After two weeks, I was no longer fearful of bathrooms, and it took several months for me to be okay in water and use a real toilet seat. My parents constantly taught me words in English as we did things. Some of the other challenges I had were that I was delayed in school with learning disabilities and I always cried when saying goodbye to family or friends in fear that I would never see them again. Much of this, I have grown out of, but many of the unexplainable emotions remain. I had many unanswered questions about my past and the circumstances surrounding my birth. After reuniting with my birth family years later, I learned so much more to my story.

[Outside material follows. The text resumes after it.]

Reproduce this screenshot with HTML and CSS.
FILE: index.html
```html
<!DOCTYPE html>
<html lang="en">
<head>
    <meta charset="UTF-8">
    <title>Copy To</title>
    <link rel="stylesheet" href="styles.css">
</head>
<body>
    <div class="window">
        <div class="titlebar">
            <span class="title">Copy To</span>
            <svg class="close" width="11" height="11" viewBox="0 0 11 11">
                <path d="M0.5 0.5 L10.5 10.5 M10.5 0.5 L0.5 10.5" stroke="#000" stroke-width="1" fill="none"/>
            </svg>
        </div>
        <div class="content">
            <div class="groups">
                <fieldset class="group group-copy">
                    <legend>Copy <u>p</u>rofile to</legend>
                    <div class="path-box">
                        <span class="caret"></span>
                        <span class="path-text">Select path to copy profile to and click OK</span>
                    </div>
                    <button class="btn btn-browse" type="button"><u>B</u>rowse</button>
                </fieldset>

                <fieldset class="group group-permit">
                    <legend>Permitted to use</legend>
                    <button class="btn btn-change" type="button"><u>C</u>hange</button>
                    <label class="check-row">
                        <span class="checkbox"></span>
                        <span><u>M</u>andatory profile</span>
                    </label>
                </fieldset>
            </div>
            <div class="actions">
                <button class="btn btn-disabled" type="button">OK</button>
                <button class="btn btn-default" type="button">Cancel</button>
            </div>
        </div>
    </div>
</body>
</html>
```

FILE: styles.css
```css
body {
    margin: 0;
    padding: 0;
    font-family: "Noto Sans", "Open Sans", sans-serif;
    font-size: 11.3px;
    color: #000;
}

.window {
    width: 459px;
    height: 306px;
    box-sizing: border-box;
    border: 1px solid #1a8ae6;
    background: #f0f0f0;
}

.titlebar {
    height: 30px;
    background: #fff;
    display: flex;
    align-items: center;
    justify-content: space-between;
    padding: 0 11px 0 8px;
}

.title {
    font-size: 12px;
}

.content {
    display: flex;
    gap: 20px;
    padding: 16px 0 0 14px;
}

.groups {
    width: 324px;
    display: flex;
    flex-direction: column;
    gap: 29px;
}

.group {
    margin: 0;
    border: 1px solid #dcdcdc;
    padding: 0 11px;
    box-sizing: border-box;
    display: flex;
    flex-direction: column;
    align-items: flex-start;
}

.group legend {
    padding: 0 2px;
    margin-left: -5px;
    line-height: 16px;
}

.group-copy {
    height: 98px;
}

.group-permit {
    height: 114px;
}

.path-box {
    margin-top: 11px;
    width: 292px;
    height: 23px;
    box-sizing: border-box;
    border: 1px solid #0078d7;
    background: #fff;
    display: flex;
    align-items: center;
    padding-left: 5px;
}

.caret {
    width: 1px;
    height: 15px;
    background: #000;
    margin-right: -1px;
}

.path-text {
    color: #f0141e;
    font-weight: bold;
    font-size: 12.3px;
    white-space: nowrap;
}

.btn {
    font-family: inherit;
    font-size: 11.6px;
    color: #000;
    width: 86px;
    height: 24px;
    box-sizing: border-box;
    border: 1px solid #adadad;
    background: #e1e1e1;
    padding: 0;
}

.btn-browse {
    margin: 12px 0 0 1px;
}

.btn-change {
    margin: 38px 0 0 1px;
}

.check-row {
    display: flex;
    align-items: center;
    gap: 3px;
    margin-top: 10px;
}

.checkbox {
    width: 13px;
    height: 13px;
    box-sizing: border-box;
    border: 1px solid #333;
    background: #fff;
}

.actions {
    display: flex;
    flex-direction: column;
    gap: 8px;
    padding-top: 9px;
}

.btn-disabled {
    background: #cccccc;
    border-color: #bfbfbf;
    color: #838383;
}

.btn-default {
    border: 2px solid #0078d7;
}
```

My parents have given me a wonderful life and I’m so thankful for all they are to me. They came for me when I was left in the world. They welcomed me as their own. They provided for my needs when I was most vulnerable. They remained with me all these years. Their wisdom and guidance has helped me become who I am today and has taught me what true unconditional love, an addition that I felt I could never add up to. Growing up, I may have given them a lot of grief. I struggled to express my feelings verbally which resulted in either suppressing them or lashing out in tears and frustration. I had to address the traumatic impacts that abandonment and institutionalization had on me. As a child, I often had nightmares of my parents either dying or abandoning me, or me being taken from them, and I would wake up shaking and crying in the night. Once in a while, I still have these nightmares.

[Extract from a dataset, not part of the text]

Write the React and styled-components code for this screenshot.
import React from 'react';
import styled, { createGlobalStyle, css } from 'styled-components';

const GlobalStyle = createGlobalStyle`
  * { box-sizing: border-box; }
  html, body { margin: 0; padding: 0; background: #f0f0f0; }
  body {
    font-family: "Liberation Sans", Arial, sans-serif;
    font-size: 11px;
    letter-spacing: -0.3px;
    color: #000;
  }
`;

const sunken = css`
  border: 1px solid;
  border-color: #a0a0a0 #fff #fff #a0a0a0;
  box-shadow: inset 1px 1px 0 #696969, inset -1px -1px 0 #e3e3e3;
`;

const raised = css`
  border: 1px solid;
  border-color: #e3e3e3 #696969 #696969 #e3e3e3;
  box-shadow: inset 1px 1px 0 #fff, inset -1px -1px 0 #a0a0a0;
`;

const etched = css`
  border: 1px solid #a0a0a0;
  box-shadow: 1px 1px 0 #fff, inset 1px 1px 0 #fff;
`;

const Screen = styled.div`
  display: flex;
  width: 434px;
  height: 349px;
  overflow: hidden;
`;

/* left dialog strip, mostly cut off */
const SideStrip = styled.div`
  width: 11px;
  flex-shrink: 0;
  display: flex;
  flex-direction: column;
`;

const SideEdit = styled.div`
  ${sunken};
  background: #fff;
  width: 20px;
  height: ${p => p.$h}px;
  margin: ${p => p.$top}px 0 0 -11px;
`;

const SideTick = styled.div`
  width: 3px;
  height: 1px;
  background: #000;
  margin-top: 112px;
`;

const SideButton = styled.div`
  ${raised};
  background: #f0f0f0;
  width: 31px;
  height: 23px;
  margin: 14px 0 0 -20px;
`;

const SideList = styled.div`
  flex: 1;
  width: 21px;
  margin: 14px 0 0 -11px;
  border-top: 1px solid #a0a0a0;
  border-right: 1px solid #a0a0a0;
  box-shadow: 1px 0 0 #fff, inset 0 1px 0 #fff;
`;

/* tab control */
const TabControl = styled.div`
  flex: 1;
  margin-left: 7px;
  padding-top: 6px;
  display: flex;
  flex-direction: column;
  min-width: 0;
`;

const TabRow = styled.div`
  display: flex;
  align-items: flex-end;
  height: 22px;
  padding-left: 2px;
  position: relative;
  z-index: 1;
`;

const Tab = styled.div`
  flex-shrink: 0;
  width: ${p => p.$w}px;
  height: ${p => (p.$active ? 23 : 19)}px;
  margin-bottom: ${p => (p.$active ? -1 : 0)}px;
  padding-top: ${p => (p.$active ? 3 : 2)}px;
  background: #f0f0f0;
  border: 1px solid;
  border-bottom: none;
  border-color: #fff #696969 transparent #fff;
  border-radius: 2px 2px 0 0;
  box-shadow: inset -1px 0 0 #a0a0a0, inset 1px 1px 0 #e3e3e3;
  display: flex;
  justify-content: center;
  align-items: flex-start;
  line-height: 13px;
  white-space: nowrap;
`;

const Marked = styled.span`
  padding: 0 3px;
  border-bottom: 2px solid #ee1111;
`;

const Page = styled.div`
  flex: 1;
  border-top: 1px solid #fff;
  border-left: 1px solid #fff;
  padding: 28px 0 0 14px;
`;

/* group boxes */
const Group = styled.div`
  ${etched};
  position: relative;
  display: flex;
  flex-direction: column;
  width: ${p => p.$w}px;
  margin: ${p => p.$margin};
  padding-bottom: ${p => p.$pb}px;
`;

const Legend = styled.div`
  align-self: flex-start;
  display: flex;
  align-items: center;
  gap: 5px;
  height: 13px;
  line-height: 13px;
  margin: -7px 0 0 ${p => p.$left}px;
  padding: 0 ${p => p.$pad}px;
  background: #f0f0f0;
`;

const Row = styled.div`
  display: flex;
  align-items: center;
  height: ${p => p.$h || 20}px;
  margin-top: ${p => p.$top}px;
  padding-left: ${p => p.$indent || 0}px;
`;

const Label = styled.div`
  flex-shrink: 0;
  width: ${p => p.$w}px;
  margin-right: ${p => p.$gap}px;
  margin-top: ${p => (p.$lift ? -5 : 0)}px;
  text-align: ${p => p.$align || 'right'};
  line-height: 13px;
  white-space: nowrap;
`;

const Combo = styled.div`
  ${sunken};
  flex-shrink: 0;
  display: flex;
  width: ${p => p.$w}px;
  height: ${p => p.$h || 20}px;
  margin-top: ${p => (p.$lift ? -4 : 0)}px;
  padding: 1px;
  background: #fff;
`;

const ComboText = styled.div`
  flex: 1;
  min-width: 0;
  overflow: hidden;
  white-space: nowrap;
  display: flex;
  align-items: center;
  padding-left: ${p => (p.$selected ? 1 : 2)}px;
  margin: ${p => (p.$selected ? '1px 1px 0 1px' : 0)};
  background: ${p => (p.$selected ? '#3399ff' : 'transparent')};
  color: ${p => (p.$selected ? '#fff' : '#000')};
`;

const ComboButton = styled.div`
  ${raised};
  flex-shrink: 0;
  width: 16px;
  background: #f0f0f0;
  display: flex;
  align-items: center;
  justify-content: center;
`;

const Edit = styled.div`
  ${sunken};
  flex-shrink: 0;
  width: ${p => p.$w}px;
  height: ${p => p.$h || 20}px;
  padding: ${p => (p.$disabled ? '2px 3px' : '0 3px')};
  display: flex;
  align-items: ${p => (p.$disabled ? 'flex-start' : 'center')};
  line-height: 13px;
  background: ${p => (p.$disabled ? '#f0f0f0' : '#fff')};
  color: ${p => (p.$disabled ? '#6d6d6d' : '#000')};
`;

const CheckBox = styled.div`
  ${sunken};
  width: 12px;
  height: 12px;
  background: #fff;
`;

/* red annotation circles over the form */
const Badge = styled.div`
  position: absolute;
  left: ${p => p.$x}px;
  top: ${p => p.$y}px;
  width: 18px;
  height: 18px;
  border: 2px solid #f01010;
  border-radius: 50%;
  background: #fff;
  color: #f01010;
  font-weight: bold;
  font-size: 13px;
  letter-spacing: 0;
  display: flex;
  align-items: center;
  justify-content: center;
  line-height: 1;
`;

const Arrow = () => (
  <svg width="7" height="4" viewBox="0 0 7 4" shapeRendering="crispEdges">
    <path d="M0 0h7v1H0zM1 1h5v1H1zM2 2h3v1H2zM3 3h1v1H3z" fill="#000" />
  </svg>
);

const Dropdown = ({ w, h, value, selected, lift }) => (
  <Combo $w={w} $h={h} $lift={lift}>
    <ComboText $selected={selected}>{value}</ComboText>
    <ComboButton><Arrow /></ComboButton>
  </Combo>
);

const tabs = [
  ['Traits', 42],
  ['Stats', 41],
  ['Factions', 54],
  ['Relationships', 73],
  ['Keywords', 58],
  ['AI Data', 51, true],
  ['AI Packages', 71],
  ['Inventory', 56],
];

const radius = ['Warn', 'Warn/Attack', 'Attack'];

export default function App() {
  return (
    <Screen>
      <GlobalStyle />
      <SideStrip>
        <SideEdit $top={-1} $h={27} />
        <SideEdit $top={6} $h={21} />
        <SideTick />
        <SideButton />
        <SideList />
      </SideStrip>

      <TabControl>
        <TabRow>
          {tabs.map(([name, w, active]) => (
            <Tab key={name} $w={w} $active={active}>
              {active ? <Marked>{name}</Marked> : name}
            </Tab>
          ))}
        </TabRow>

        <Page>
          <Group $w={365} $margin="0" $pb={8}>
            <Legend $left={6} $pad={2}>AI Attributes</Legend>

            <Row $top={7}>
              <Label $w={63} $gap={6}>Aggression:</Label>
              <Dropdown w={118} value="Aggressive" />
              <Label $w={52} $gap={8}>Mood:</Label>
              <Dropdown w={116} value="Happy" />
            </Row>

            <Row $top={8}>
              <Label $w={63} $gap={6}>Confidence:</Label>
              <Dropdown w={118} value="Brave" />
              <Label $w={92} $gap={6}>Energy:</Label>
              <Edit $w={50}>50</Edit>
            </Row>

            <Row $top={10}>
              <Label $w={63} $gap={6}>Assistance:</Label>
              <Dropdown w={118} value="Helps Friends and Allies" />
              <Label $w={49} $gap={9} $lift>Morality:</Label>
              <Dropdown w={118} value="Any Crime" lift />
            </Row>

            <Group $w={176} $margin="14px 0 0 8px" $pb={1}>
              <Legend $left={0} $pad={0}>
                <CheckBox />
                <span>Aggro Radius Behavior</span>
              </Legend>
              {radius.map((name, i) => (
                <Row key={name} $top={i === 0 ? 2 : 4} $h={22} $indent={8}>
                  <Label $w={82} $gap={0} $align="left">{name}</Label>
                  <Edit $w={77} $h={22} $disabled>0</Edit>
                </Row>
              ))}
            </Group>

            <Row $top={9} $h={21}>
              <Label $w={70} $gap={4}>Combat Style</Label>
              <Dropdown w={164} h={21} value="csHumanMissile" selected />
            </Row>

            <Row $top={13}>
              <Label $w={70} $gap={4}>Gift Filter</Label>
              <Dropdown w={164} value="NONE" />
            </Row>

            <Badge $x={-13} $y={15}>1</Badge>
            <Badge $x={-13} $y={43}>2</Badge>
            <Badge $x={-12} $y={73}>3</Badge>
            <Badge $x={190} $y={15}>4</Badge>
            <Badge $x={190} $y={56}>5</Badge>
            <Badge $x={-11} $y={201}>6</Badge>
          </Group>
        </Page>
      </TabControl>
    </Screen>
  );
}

The reference to this day, one many call, “gotcha day”, can be implied many different ways. For many adoptees, their adoption day is a reminder of all they have gained, but also can be a reminder of what they have lost. There is the breakup of a family before an adoption takes place and grief follows. In my experience, adoption was an intervention that kept me from a life of institutionalization and God has blessed me through the hardships that have followed. Not all adoptees view their adoption in this way.
Although there may be a majority of people in our sphere of influence who are not adopted, it is likely that they also have trauma of their own. True and supportive community lays down defenses and helps lift one another’s burdens. I personally believe there are burdens of personal enslavement that can eventually be completely surrendered at the cross of Jesus’s perfect sacrifice and lifted by God, breaking us free from its captivity over us so that we can grow from it. But we can’t heal from something that we don’t attend to nor grow from something that we don’t work through.